Your task is to extract every line from the material below exactly.

__________________________________________________

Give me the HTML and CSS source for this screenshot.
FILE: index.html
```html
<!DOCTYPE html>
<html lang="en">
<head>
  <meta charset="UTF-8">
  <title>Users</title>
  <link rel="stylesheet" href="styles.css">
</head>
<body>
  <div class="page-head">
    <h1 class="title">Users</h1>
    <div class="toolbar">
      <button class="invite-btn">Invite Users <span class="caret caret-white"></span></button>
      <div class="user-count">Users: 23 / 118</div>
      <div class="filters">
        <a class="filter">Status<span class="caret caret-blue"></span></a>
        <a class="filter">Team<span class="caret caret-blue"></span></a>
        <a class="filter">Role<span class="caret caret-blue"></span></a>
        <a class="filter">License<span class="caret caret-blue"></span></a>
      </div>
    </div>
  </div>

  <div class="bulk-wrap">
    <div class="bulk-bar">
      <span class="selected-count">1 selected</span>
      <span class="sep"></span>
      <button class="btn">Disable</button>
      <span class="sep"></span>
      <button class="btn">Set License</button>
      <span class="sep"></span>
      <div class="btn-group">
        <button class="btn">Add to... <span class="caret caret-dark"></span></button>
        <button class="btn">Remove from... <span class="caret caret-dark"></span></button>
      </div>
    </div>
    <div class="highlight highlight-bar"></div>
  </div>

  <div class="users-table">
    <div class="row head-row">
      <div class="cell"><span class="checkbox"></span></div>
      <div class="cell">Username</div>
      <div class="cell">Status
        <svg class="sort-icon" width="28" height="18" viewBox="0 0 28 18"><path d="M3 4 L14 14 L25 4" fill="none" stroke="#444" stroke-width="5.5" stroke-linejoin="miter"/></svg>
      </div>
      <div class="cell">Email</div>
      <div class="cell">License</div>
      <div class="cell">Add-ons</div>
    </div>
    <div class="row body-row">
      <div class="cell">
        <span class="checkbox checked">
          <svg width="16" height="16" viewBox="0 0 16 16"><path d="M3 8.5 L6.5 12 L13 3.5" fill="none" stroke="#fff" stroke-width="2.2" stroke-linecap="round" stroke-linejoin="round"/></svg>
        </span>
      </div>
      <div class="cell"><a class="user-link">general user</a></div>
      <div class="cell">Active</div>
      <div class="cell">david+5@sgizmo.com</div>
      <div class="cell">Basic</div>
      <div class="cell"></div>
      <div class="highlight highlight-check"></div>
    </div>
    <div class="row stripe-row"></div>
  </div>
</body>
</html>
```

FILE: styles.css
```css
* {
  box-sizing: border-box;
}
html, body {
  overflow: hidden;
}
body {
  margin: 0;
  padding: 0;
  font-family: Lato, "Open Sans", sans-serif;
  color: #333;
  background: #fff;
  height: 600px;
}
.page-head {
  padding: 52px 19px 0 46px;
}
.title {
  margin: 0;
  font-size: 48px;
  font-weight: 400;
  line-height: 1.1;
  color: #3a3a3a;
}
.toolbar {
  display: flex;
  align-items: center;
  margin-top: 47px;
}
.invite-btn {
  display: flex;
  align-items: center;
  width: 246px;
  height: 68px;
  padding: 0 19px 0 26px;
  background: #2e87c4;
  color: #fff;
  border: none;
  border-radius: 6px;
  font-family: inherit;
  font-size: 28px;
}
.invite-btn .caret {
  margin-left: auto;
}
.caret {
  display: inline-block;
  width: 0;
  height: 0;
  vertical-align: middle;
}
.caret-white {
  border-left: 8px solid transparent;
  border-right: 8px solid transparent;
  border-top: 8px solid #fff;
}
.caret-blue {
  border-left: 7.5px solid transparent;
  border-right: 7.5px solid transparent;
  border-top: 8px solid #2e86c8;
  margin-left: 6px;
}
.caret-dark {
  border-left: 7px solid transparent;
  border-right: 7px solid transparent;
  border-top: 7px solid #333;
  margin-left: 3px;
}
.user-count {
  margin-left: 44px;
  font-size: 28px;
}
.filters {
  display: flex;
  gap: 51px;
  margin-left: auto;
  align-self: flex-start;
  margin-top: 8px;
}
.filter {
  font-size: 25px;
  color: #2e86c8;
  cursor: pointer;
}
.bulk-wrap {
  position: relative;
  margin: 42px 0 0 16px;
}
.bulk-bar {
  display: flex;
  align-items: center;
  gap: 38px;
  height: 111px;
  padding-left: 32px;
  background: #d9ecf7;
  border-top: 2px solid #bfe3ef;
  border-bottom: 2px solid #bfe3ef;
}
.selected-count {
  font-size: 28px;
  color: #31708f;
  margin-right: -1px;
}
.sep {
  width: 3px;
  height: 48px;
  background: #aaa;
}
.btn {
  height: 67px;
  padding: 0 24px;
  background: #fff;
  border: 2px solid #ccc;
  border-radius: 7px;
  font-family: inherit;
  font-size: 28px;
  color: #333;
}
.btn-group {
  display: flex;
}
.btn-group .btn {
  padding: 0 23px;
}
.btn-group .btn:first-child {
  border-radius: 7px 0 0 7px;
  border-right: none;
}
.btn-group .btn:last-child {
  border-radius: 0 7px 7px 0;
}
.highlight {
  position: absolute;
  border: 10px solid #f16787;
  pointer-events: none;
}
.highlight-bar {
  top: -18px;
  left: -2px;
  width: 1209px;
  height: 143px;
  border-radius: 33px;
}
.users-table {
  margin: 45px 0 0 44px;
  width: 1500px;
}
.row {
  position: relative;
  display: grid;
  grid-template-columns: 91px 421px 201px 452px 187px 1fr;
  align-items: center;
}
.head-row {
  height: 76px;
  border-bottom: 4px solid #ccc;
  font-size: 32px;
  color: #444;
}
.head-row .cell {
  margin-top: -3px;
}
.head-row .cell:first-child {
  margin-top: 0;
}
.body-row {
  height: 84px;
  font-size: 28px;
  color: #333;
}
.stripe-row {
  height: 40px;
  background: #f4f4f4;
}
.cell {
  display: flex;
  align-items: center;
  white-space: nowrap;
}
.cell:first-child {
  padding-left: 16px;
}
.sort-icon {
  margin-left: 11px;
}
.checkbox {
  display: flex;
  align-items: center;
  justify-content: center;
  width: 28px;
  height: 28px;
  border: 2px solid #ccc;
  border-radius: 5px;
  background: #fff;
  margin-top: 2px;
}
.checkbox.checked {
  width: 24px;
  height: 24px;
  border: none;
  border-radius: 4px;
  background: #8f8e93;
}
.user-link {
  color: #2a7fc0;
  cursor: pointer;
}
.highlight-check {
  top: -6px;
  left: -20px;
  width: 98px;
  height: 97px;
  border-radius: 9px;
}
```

__________________________________________________

RESULT OF THIS EXERCISE:
Give me the HTML and CSS source for this screenshot.
FILE: index.html
```html
<!DOCTYPE html>
<html lang="en">
<head>
  <meta charset="UTF-8">
  <title>Users</title>
  <link rel="stylesheet" href="styles.css">
</head>
<body>
  <div class="page-head">
    <h1 class="title">Users</h1>
    <div class="toolbar">
      <button class="invite-btn">Invite Users <span class="caret caret-white"></span></button>
      <div class="user-count">Users: 23 / 118</div>
      <div class="filters">
        <a class="filter">Status<span class="caret caret-blue"></span></a>
        <a class="filter">Team<span class="caret caret-blue"></span></a>
        <a class="filter">Role<span class="caret caret-blue"></span></a>
        <a class="filter">License<span class="caret caret-blue"></span></a>
      </div>
    </div>
  </div>

  <div class="bulk-wrap">
    <div class="bulk-bar">
      <span class="selected-count">1 selected</span>
      <span class="sep"></span>
      <button class="btn">Disable</button>
      <span class="sep"></span>
      <button class="btn">Set License</button>
      <span class="sep"></span>
      <div class="btn-group">
        <button class="btn">Add to... <span class="caret caret-dark"></span></button>
        <button class="btn">Remove from... <span class="caret caret-dark"></span></button>
      </div>
    </div>
    <div class="highlight highlight-bar"></div>
  </div>

  <div class="users-table">
    <div class="row head-row">
      <div class="cell"><span class="checkbox"></span></div>
      <div class="cell">Username</div>
      <div class="cell">Status
        <svg class="sort-icon" width="28" height="18" viewBox="0 0 28 18"><path d="M3 4 L14 14 L25 4" fill="none" stroke="#444" stroke-width="5.5" stroke-linejoin="miter"/></svg>
      </div>
      <div class="cell">Email</div>
      <div class="cell">License</div>
      <div class="cell">Add-ons</div>
    </div>
    <div class="row body-row">
      <div class="cell">
        <span class="checkbox checked">
          <svg width="16" height="16" viewBox="0 0 16 16"><path d="M3 8.5 L6.5 12 L13 3.5" fill="none" stroke="#fff" stroke-width="2.2" stroke-linecap="round" stroke-linejoin="round"/></svg>
        </span>
      </div>
      <div class="cell"><a class="user-link">general user</a></div>
      <div class="cell">Active</div>
      <div class="cell">david+5@sgizmo.com</div>
      <div class="cell">Basic</div>
      <div class="cell"></div>
      <div class="highlight highlight-check"></div>
    </div>
    <div class="row stripe-row"></div>
  </div>
</body>
</html>
```

FILE: styles.css
```css
* {
  box-sizing: border-box;
}
html, body {
  overflow: hidden;
}
body {
  margin: 0;
  padding: 0;
  font-family: Lato, "Open Sans", sans-serif;
  color: #333;
  background: #fff;
  height: 600px;
}
.page-head {
  padding: 52px 19px 0 46px;
}
.title {
  margin: 0;
  font-size: 48px;
  font-weight: 400;
  line-height: 1.1;
  color: #3a3a3a;
}
.toolbar {
  display: flex;
  align-items: center;
  margin-top: 47px;
}
.invite-btn {
  display: flex;
  align-items: center;
  width: 246px;
  height: 68px;
  padding: 0 19px 0 26px;
  background: #2e87c4;
  color: #fff;
  border: none;
  border-radius: 6px;
  font-family: inherit;
  font-size: 28px;
}
.invite-btn .caret {
  margin-left: auto;
}
.caret {
  display: inline-block;
  width: 0;
  height: 0;
  vertical-align: middle;
}
.caret-white {
  border-left: 8px solid transparent;
  border-right: 8px solid transparent;
  border-top: 8px solid #fff;
}
.caret-blue {
  border-left: 7.5px solid transparent;
  border-right: 7.5px solid transparent;
  border-top: 8px solid #2e86c8;
  margin-left: 6px;
}
.caret-dark {
  border-left: 7px solid transparent;
  border-right: 7px solid transparent;
  border-top: 7px solid #333;
  margin-left: 3px;
}
.user-count {
  margin-left: 44px;
  font-size: 28px;
}
.filters {
  display: flex;
  gap: 51px;
  margin-left: auto;
  align-self: flex-start;
  margin-top: 8px;
}
.filter {
  font-size: 25px;
  color: #2e86c8;
  cursor: pointer;
}
.bulk-wrap {
  position: relative;
  margin: 42px 0 0 16px;
}
.bulk-bar {
  display: flex;
  align-items: center;
  gap: 38px;
  height: 111px;
  padding-left: 32px;
  background: #d9ecf7;
  border-top: 2px solid #bfe3ef;
  border-bottom: 2px solid #bfe3ef;
}
.selected-count {
  font-size: 28px;
  color: #31708f;
  margin-right: -1px;
}
.sep {
  width: 3px;
  height: 48px;
  background: #aaa;
}
.btn {
  height: 67px;
  padding: 0 24px;
  background: #fff;
  border: 2px solid #ccc;
  border-radius: 7px;
  font-family: inherit;
  font-size: 28px;
  color: #333;
}
.btn-group {
  display: flex;
}
.btn-group .btn {
  padding: 0 23px;
}
.btn-group .btn:first-child {
  border-radius: 7px 0 0 7px;
  border-right: none;
}
.btn-group .btn:last-child {
  border-radius: 0 7px 7px 0;
}
.highlight {
  position: absolute;
  border: 10px solid #f16787;
  pointer-events: none;
}
.highlight-bar {
  top: -18px;
  left: -2px;
  width: 1209px;
  height: 143px;
  border-radius: 33px;
}
.users-table {
  margin: 45px 0 0 44px;
  width: 1500px;
}
.row {
  position: relative;
  display: grid;
  grid-template-columns: 91px 421px 201px 452px 187px 1fr;
  align-items: center;
}
.head-row {
  height: 76px;
  border-bottom: 4px solid #ccc;
  font-size: 32px;
  color: #444;
}
.head-row .cell {
  margin-top: -3px;
}
.head-row .cell:first-child {
  margin-top: 0;
}
.body-row {
  height: 84px;
  font-size: 28px;
  color: #333;
}
.stripe-row {
  height: 40px;
  background: #f4f4f4;
}
.cell {
  display: flex;
  align-items: center;
  white-space: nowrap;
}
.cell:first-child {
  padding-left: 16px;
}
.sort-icon {
  margin-left: 11px;
}
.checkbox {
  display: flex;
  align-items: center;
  justify-content: center;
  width: 28px;
  height: 28px;
  border: 2px solid #ccc;
  border-radius: 5px;
  background: #fff;
  margin-top: 2px;
}
.checkbox.checked {
  width: 24px;
  height: 24px;
  border: none;
  border-radius: 4px;
  background: #8f8e93;
}
.user-link {
  color: #2a7fc0;
  cursor: pointer;
}
.highlight-check {
  top: -6px;
  left: -20px;
  width: 98px;
  height: 97px;
  border-radius: 9px;
}
```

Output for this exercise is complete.